The new groundwater market not only limits each farmer to a specific water allocation but may actually reward them for not using it and instead allowing another grower to buy it. The market comes at the same time that California is working to implement the Sustainable Groundwater Management Act. That law, passed in 2014, requires that Groundwater Sustainability Plans be created to curb the overdrafting of aquifers.

A groundwater well in Ventura County, California, that’s part of a new groundwater market. (Matthew Fienup)

In the Fox Canyon area, where some groundwater basins are considered critically overdrafted, the regulations could eventually result in 40 percent reductions in pumping allowances, according to E.J. Remson, a Ventura-based senior program manager for the Nature Conservancy. Such cuts could mean scaled-back farm production and reduced revenue – and that’s where the market will come in. It will allow for quick and easy transactions that will offer farmers the chance to sell one asset – water – if growing another one – fruits and vegetables – doesn’t pencil out.

In fact, the Sustainable Groundwater Management Act could potentially put growers in some areas out of business by imposing “existential financial stress” upon them, Fienup said.

“They’re afraid agriculture can’t exist with those kinds of reductions. Confronted with such serious cuts, the agricultural community decided that a water market would give them the flexibility they would need to remain in business.”

The wide range of crops grown in California makes it a prime place for successful water markets, explained Ellen Hanak, director of the Public Policy Institute of California’s Water Policy Center. That, she said, is because farmers who are growing a crop of relatively low value “would be paid handsomely” for their water as growers with more valuable crops – like, say, avocados or almonds – purchase the right to pump more water.

“Everyone is better off in the end,” the PPIC’s Hanak said. She added that in regions like the Midwest, with sprawling grain monocultures, the economic playing field is too level to drive movement of water from one grower to another. Under such conditions, water trading systems are less serviceable.

A farmer on his tractor northwest of Oxnard, in Ventura County, California. A new groundwater market has emerged in the area to allow farmers to buy and sell water resources. (Carol M. Highsmith/Buyenlarge/Getty Images)

Water trading is nothing new for California – farmers in the state have long traded surface water allocations in transactions that allow for water to be delivered over long distances, often from areas of plentiful supply to those with severely impacted supplies.

Although these trades may be very profitable for the parties involved, they are associated with a problematic scheme whereby the seller uses groundwater to replace the water he or she sells – a system of so-called groundwater transfers that ultimately increases the net volume of water being used. The Sustainable Groundwater Management Act will make these transfers more difficult to conduct, if not illegal, while encouraging groundwater trading within basins.

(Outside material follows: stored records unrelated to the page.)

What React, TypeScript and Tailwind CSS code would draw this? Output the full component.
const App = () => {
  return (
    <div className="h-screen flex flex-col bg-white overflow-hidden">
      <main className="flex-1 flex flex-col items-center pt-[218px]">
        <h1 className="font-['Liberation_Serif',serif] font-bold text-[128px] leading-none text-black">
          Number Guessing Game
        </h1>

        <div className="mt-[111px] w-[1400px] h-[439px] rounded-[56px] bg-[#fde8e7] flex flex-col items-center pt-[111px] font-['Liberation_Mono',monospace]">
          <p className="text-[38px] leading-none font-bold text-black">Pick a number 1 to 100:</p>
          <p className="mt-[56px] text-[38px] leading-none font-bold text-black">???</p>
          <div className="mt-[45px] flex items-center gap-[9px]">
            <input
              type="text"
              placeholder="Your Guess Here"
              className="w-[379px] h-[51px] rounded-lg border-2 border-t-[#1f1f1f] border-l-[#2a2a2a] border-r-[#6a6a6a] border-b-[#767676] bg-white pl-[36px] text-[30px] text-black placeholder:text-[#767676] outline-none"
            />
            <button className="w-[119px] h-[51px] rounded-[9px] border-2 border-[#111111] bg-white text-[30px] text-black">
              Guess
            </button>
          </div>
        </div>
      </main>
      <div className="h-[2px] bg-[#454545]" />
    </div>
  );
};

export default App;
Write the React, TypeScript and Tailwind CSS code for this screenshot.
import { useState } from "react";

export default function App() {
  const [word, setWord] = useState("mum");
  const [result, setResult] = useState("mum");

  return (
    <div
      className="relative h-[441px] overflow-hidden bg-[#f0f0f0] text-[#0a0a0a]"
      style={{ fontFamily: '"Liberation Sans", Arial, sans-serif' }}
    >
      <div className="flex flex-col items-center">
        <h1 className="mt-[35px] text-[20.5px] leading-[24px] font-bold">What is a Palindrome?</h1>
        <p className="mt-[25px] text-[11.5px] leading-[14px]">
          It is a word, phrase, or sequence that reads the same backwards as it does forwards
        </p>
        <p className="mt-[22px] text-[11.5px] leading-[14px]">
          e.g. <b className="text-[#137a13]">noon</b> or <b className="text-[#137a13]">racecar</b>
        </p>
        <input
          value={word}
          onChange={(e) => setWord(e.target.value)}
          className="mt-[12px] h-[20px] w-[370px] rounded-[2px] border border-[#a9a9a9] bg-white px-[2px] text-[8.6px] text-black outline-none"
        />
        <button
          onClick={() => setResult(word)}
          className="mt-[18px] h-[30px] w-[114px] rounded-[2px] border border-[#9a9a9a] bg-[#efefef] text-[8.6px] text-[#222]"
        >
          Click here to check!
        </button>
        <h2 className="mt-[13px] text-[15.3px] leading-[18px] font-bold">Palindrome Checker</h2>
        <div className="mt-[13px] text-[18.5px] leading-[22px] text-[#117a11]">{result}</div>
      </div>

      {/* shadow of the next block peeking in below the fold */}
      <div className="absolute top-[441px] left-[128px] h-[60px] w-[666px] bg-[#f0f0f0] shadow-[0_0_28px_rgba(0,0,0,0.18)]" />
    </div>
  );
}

Water is also purchased for environmental uses. According to research by the PPIC, more than 5 million acre-feet of California water was acquired via trading from 1982 to 2014 to support environmental needs, including replenishing depleted wetlands and rivers.

As of mid-June, 86 wells were registered under the new Fox Canyon groundwater market, with each well newly fitted with electronic meters to prevent farmers from pumping more than they are allowed. The growers in the affected basins use about 62,000 acre-feet of water, with individual allocations based on historical use, according to Remson. This environmental organization has been closely involved in developing the new water market. Last week, Remson personally assisted farmers who were installing their electronic well meters. He said the Nature Conservancy has a vested interest in helping farmers stay in business, since that will ensure their land is not converted into suburban developments.

“We’ve spent a lot of money and time trying to save and restore the Santa Clara River, which runs across the Fox Canyon area,” he said. He noted that permeable agricultural land allows rainfall and runoff to seep into the earth, where it helps maintain waterways and marshes. Asphalt surfaces, on the other hand, prevent water from entering the ground and divert it elsewhere.

“So, it turns out agriculture is a great neighbor to wetlands and streams,” Remson added. “The last thing we want is the new groundwater regulations to cause this area to become developed.”

Fienup said the tamper-proof well meters, which electronically record and aggregate pumping data, will be essential to sustaining an effective water market free of unscrupulous overpumping. In addition, at least two other elements are critical, he said – grower participation in designing the trading system and stiff regulatory oversight.

“There needs to be enough regulatory pressure that farmers take seriously the prospect that cuts [to their allocations] are coming,” he said. In other words, if farmers believe that their own use of groundwater will never, in fact, be curtailed, they will have no need to buy water from neighbors.

Such enforcement of the laws created by the Groundwater Sustainability Plans required by the Sustainable Groundwater Management Act will come directly from local authorities. State officials, Fienup said, will theoretically provide close oversight, and mandatory usage cuts, he added, will be imposed over the next 20 years.

“As that happens, trading will increase,” he said.

Hanak expects regions with severe groundwater deficits to launch their own groundwater markets in the near future. She sees the southern San Joaquin Valley, the Central Coast region and the area around Paso Robles as likely candidates for groundwater markets modeled, at least loosely, on that of the Fox Canyon area. Even areas where aquifers are robust but which have impacted surface water resources – like the Russian River basin – could benefit from water markets to even out imbalances in distribution.

While the Sustainable Groundwater Management Act will probably eventually reduce California’s total irrigated acreage, Hanak said benefits will outweigh the sacrifices.

“Groundwater markets make water flow toward the most valuable uses, which is good for everyone,” she said.